Stocking Up? Use These Storage Tips to Keep Organized

stocking up in emergency

Whether you’re just an avid Costco shopper or you’re prepping for a national emergency, you can bet you’ll need to stock up at some point or another.

And while those supplies may help ready you for what’s to come, they also pose another problem — a storage one.

Where will you put those 10 packages of toilet paper or that gas-powered generator? Will you have room for 100 cases of water or five pounds of meat? Unless you’ve recently cleaned house or just have a lot of space, probably not.

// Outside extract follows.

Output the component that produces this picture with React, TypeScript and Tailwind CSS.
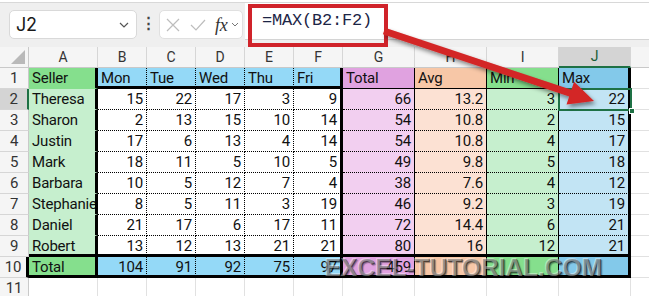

Fortunately, we have you covered. Next time you find yourself stocking up, try these handy storage tips to keep organized:

Use the space above your cabinets.

Many kitchens have at least a foot or two of space between the top of the cabinets and the ceiling — both in the kitchen and in the bathrooms. When you’re stocking up, these areas can be seriously valuable commodities.

Use them for items that are easily stackable — boxes, bins, cans, etc. You can also use it for bulk items like multipacks of toilet paper or paper towels. Just make sure if you’re storing anything above cabinets near the oven or microwave that you choose items that can’t be affected by heat (like produce, for example). 

Look to the garage.

There are lots of ways you can use your garage for extra storage. If you have space, stacking boxes and flat items near a wall or in a corner is an option (just make sure they’re not blocking any pathways to and from the house). You could also move some large items like your lawnmower or wheelbarrow to an outdoor shed to make more room.

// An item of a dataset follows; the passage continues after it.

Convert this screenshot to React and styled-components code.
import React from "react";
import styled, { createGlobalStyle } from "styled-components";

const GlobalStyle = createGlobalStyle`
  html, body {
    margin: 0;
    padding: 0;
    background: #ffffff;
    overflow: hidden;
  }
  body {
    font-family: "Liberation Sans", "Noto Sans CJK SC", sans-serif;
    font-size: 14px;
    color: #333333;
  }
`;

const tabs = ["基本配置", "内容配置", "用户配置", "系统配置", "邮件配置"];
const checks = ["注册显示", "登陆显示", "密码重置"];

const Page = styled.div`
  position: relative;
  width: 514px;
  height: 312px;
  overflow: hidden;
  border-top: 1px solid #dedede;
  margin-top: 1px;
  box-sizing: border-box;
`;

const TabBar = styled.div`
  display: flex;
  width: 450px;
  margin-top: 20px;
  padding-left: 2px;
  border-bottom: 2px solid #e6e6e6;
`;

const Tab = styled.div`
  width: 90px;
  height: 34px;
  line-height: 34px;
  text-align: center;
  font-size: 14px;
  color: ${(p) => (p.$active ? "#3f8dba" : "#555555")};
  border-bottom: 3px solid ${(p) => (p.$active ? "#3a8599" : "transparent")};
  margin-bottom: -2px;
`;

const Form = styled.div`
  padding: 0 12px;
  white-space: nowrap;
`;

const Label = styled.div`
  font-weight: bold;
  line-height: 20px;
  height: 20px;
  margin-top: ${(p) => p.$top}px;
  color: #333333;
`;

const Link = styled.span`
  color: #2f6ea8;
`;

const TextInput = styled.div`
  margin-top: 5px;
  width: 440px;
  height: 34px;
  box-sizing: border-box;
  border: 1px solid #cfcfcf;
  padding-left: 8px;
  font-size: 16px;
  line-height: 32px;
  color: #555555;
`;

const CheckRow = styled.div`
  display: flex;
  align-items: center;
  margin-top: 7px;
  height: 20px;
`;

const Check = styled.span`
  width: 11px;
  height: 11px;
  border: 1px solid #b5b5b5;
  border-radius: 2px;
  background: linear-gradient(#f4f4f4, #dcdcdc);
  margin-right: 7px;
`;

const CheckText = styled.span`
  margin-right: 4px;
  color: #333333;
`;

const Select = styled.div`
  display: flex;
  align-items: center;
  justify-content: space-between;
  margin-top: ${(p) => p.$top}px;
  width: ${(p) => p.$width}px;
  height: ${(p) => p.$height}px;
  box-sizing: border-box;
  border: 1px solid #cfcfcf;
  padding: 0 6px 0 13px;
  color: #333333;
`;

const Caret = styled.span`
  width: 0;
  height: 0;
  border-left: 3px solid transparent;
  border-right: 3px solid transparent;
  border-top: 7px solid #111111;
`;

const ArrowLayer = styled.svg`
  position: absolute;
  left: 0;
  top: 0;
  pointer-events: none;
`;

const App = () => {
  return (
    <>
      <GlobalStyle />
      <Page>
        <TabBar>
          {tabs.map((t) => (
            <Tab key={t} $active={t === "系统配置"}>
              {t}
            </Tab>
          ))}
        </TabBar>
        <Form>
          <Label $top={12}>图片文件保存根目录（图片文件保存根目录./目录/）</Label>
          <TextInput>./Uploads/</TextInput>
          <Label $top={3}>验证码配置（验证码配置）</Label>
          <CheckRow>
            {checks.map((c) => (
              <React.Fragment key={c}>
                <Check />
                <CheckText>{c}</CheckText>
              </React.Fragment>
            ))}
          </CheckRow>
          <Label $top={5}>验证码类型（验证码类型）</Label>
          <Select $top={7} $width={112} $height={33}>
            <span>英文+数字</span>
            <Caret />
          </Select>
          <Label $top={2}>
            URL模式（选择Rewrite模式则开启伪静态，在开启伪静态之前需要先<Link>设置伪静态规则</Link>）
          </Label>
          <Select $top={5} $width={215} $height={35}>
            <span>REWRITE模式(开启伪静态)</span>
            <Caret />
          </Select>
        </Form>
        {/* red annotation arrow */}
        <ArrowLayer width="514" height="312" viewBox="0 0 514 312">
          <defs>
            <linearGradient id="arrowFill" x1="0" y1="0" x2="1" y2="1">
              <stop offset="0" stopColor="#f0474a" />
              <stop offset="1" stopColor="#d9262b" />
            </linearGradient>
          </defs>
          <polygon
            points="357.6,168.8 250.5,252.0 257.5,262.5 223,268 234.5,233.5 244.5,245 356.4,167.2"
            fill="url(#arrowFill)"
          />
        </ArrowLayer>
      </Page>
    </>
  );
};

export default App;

Here are just a few other ideas:

  • Add a set of utility shelves. If you have pre-existing shelves installed, declutter and clear a few out to make more space.
  • Install hanging shelves or hooks from the ceiling. This gives you additional storage without taking up any more real estate.
  • Use space under your tool bench. Make sure you don’t put items there that animals or bugs will want to get into (paper goods are a great option here).

Consider under-side storage.

Your tool bench isn’t the only place that has under-side storage. There are actually several other furnishings and parts of the house you can look to, too. Under the bed is a good choice (invest in a few flat bins to keep things organized), or you can even add pedestal drawers under your washer and dryer to add a little extra space in the laundry room

There’s also storage room under some couches and tables (especially ones with tablecloths that hide the underside). If you have any extra room under your dresser or a bedside table, these are options, too.

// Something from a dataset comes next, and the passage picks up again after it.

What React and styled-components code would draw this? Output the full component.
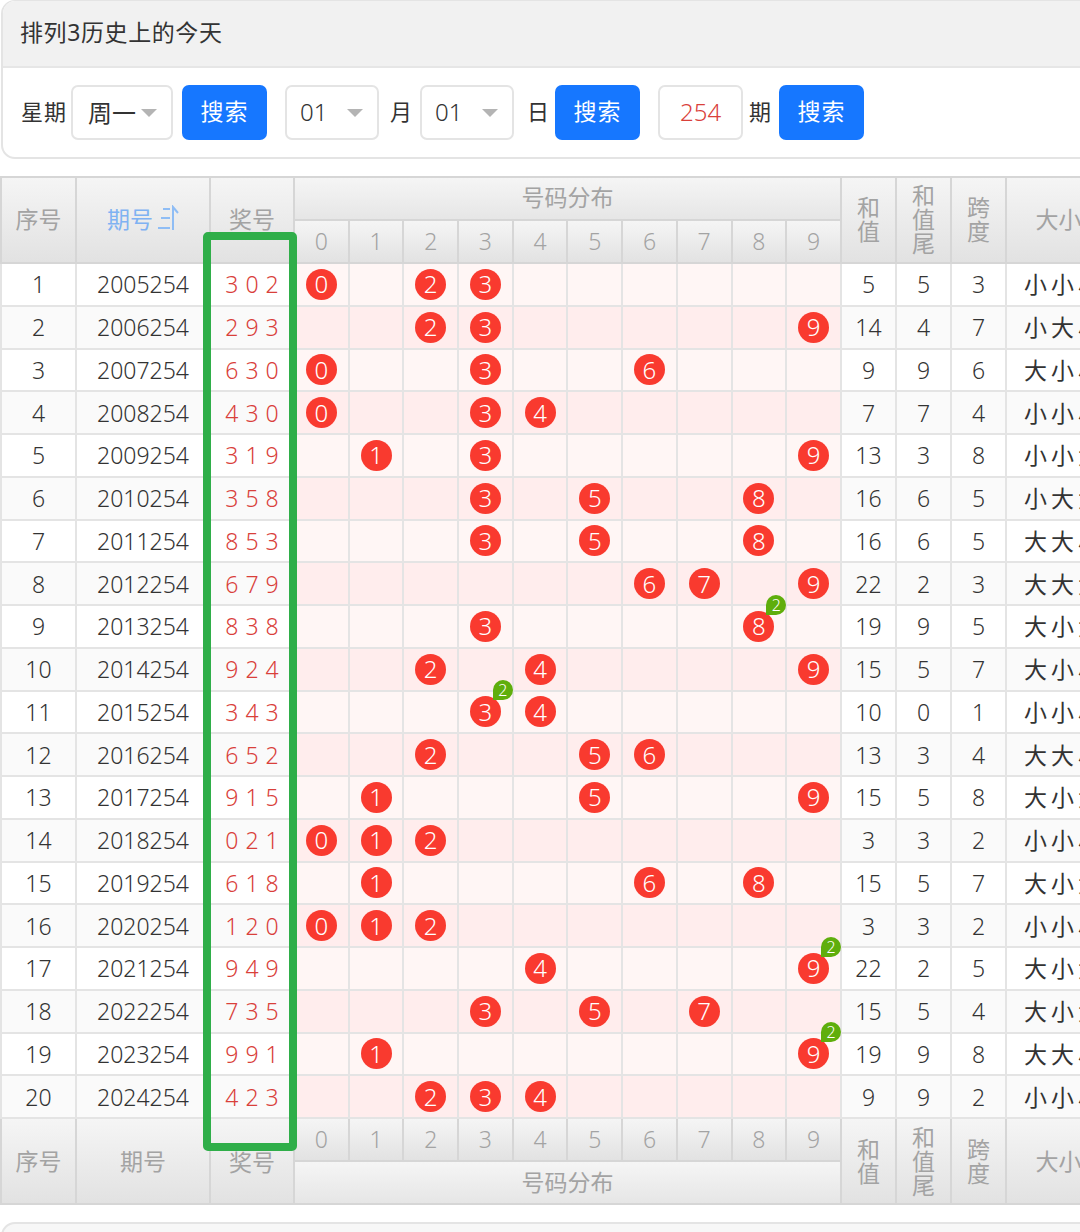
import React from 'react';
import styled, { createGlobalStyle } from 'styled-components';

const GlobalStyle = createGlobalStyle`
    html, body {
        margin: 0;
        background: #fff;
        overflow: hidden;
    }
    body {
        font-family: "Noto Sans", "Noto Sans CJK SC", sans-serif;
        color: #333;
    }
`;

const Page = styled.div`
    position: relative;
    width: 1080px;
    height: 1232px;
    overflow: hidden;
`;

const Panel = styled.div`
    box-sizing: border-box;
    width: 1110px;
    height: 159px;
    margin-left: 1px;
    border: 2px solid #e4e4e4;
    border-top-width: 1px;
    border-radius: 14px;
    overflow: hidden;
`;

const PanelTitle = styled.div`
    box-sizing: border-box;
    height: 67px;
    padding: 0 0 5px 17px;
    display: flex;
    align-items: center;
    background: #f1f1f1;
    border-bottom: 2px solid #e6e6e6;
    font-size: 23px;
    color: #333;
    letter-spacing: 0.6px;
`;

const FilterRow = styled.div`
    display: flex;
    align-items: center;
    height: 89px;
    padding: 0 0 0 18px;
`;

const Label = styled.span`
    font-size: 22px;
    color: #333;
    padding-bottom: 5px;
    margin-left: ${(p) => p.$left || 0}px;
    margin-right: ${(p) => p.$right || 0}px;
    letter-spacing: ${(p) => p.$spacing || 0}px;
`;

const Select = styled.div`
    box-sizing: border-box;
    width: ${(p) => p.$width}px;
    height: 55px;
    margin-left: ${(p) => p.$left || 0}px;
    padding: 0 14px 3px ${(p) => p.$inset || 13}px;
    display: flex;
    align-items: center;
    justify-content: space-between;
    border: 2px solid #e4e4e4;
    border-radius: 7px;
    font-size: 24px;
    color: #333;
    font-weight: ${(p) => p.$weight || 300};
`;

const Caret = styled.i`
    width: 0;
    height: 0;
    margin-top: 3px;
    border-left: 8px solid transparent;
    border-right: 8px solid transparent;
    border-top: 8px solid #b4b4b4;
`;

const SearchButton = styled.button`
    box-sizing: border-box;
    width: 85px;
    height: 55px;
    margin-left: ${(p) => p.$left || 0}px;
    padding: 0 0 5px;
    border: none;
    border-radius: 7px;
    background: #1677ff;
    color: #fff;
    font-family: inherit;
    font-size: 23px;
    letter-spacing: 1px;
`;

const IssueInput = styled.div`
    box-sizing: border-box;
    width: 85px;
    height: 55px;
    margin-left: 18px;
    padding-bottom: 3px;
    display: flex;
    align-items: center;
    justify-content: center;
    border: 2px solid #e4e4e4;
    border-radius: 7px;
    font-size: 24px;
    font-weight: 300;
    color: #d9403a;
`;

const Table = styled.table`
    table-layout: fixed;
    width: 1112px;
    margin: 17px 0 0;
    border-collapse: collapse;
`;

const Head = styled.th`
    box-sizing: border-box;
    padding: 0 0 ${(p) => p.$lift ?? 5}px;
    height: ${(p) => p.$height || 43}px;
    background: linear-gradient(#f5f5f5, ${(p) => p.$end || '#e2e2e2'});
    border: 2px solid #d6d6d6;
    color: ${(p) => p.$color || '#a3a3a3'};
    font-size: 23px;
    font-weight: 400;
    line-height: ${(p) => p.$leading || 'normal'};
`;

const Cell = styled.td`
    box-sizing: border-box;
    padding: 0;
    height: 42.75px;
    text-align: center;
    background: ${(p) => p.$bg};
    border: 2px solid #e4e4e4;
    font-size: 23px;
    line-height: 30px;
    font-weight: 300;
    color: #333;
`;

const PrizeCell = styled(Cell)`
    color: #d9403a;
    white-space: nowrap;
    word-spacing: 1px;
`;

const ShapeCell = styled(Cell)`
    text-align: left;
    padding-left: 17px;
    white-space: nowrap;
    font-weight: 400;
    font-size: 23px;
    letter-spacing: 4px;
`;

const Ball = styled.span`
    position: relative;
    width: 31px;
    height: 31px;
    margin: 0 auto;
    display: flex;
    align-items: center;
    justify-content: center;
    border-radius: 50%;
    background: #f93a2f;
    color: #fff;
    font-size: 24px;
    font-weight: 300;
`;

const Badge = styled.span`
    position: absolute;
    top: -16px;
    right: -12px;
    width: 20px;
    height: 20px;
    display: flex;
    align-items: center;
    justify-content: center;
    border-radius: 50% 50% 50% 0;
    background: #5fae0c;
    color: #fff;
    font-size: 16px;
    line-height: 20px;
    font-weight: 300;
`;

const HeadLabel = styled.span`
    display: inline-flex;
    align-items: center;
    gap: 5px;
`;

const Highlight = styled.div`
    position: absolute;
    left: 203px;
    top: 232px;
    box-sizing: border-box;
    width: 94px;
    height: 919px;
    border: 8px solid #2fae49;
    border-radius: 5px;
    pointer-events: none;
`;

const FooterPanel = styled.div`
    box-sizing: border-box;
    width: 1110px;
    height: 40px;
    margin: 17px 0 0 1px;
    background: #f7f7f7;
    border: 2px solid #e4e4e4;
    border-radius: 14px;
`;

const SortIcon = () => (
    <svg width="21" height="26" viewBox="0 0 21 26" fill="none" stroke="#8fbdf5" strokeWidth="2">
        <path d="M5 4h7M3 13h9M0 23h12" />
        <path d="M15 25V2l5 6" />
    </svg>
);

const years = Array.from({ length: 20 }, (_, i) => 2005 + i);
const draws = [
    '302', '293', '630', '430', '319', '358', '853', '679', '838', '924',
    '343', '652', '915', '021', '618', '120', '949', '735', '991', '423',
];
const slots = [0, 1, 2, 3, 4, 5, 6, 7, 8, 9];

const SlotHeads = () =>
    slots.map((n) => (
        <Head key={n} $lift={2}>
            <span style={{ fontWeight: 300 }}>{n}</span>
        </Head>
    ));

const DrawRow = ({ index, draw }) => {
    const digits = draw.split('').map(Number);
    const sum = digits.reduce((a, b) => a + b, 0);
    const span = Math.max(...digits) - Math.min(...digits);
    const odd = index % 2 === 0;
    const plain = odd ? '#fff' : '#fafafa';
    const tinted = odd ? '#fff6f5' : '#ffeded';

    return (
        <tr>
            <Cell $bg={plain}>{index + 1}</Cell>
            <Cell $bg={plain}>{years[index]}254</Cell>
            <PrizeCell $bg={plain}>{digits.join(' ')}</PrizeCell>
            {slots.map((n) => {
                const count = digits.filter((d) => d === n).length;
                return (
                    <Cell key={n} $bg={tinted}>
                        {count > 0 && (
                            <Ball>
                                {n}
                                {count > 1 && <Badge>{count}</Badge>}
                            </Ball>
                        )}
                    </Cell>
                );
            })}
            <Cell $bg={plain}>{sum}</Cell>
            <Cell $bg={plain}>{sum % 10}</Cell>
            <Cell $bg={plain}>{span}</Cell>
            <ShapeCell $bg={plain}>{digits.map((d) => (d >= 5 ? '大' : '小')).join('')}</ShapeCell>
        </tr>
    );
};

const App = () => (
    <Page>
        <GlobalStyle />
        <Panel>
            <PanelTitle>排列3历史上的今天</PanelTitle>
            <FilterRow>
                <Label $right={4} $spacing={1}>星期</Label>
                <Select $width={102} $inset={15} $weight={400}>周一<Caret /></Select>
                <SearchButton $left={9}>搜索</SearchButton>
                <Select $width={94} $left={18}>01<Caret /></Select>
                <Label $left={11} $right={8}>月</Label>
                <Select $width={94}>01<Caret /></Select>
                <Label $left={13} $right={6}>日</Label>
                <SearchButton>搜索</SearchButton>
                <IssueInput>254</IssueInput>
                <Label $left={6} $right={8}>期</Label>
                <SearchButton>搜索</SearchButton>
            </FilterRow>
        </Panel>
        <Table>
            <colgroup>
                <col style={{ width: 75 }} />
                <col style={{ width: 134 }} />
                <col style={{ width: 84 }} />
                {slots.map((n) => <col key={n} style={{ width: 54.7 }} />)}
                <col style={{ width: 55 }} />
                <col style={{ width: 55 }} />
                <col style={{ width: 55 }} />
                <col />
            </colgroup>
            <thead>
                <tr>
                    <Head rowSpan={2}>序号</Head>
                    <Head rowSpan={2} $color="#7fb2f2">
                        <HeadLabel>期号<SortIcon /></HeadLabel>
                    </Head>
                    <Head rowSpan={2}>奖号</Head>
                    <Head colSpan={10} $end="#e6e6e6">号码分布</Head>
                    <Head rowSpan={2} $leading="24px" $lift={3}>和<br />值</Head>
                    <Head rowSpan={2} $leading="24px" $lift={3}>和<br />值<br />尾</Head>
                    <Head rowSpan={2} $leading="24px" $lift={3}>跨<br />度</Head>
                    <Head rowSpan={2}>大小</Head>
                </tr>
                <tr><SlotHeads /></tr>
            </thead>
            <tbody>
                {draws.map((draw, i) => <DrawRow key={i} index={i} draw={draw} />)}
            </tbody>
            <tfoot>
                <tr>
                    <Head rowSpan={2} $lift={3}>序号</Head>
                    <Head rowSpan={2} $lift={3}>期号</Head>
                    <Head rowSpan={2} $lift={1}>奖号</Head>
                    <SlotHeads />
                    <Head rowSpan={2} $leading="24px" $lift={1}>和<br />值</Head>
                    <Head rowSpan={2} $leading="24px" $lift={1}>和<br />值<br />尾</Head>
                    <Head rowSpan={2} $leading="24px" $lift={1}>跨<br />度</Head>
                    <Head rowSpan={2} $lift={3}>大小</Head>
                </tr>
                <tr>
                    <Head colSpan={10} $end="#e6e6e6" $lift={3}>号码分布</Head>
                </tr>
            </tfoot>
        </Table>
        <FooterPanel />
        <Highlight />
    </Page>
);

export default App;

Consider outside options for nonperishables.

A shed or storage bench is a great way to add some additional storage space to your home’s exterior. If your kids have a playhouse, there might even be room in, around, or under that, too. A word of warning, though: Be mindful of your local climate when using outdoor storage, and take steps to keep animals and pests out. 

Use your attic or crawlspace.

Attics, crawlspaces, and bathrooms can be another nice option when you need to stock up. In the attic, make sure you’re careful about where you store things (never put items directly on your insulation or sheetrock), and be wary of the added heat your supplies will be exposed to up there. 

A basement is fair game as long as you take cold weather conditions into consideration, and a crawlspace is an option, too — if it’s closed off. (Open crawlspaces could mean mold, pests, and more.)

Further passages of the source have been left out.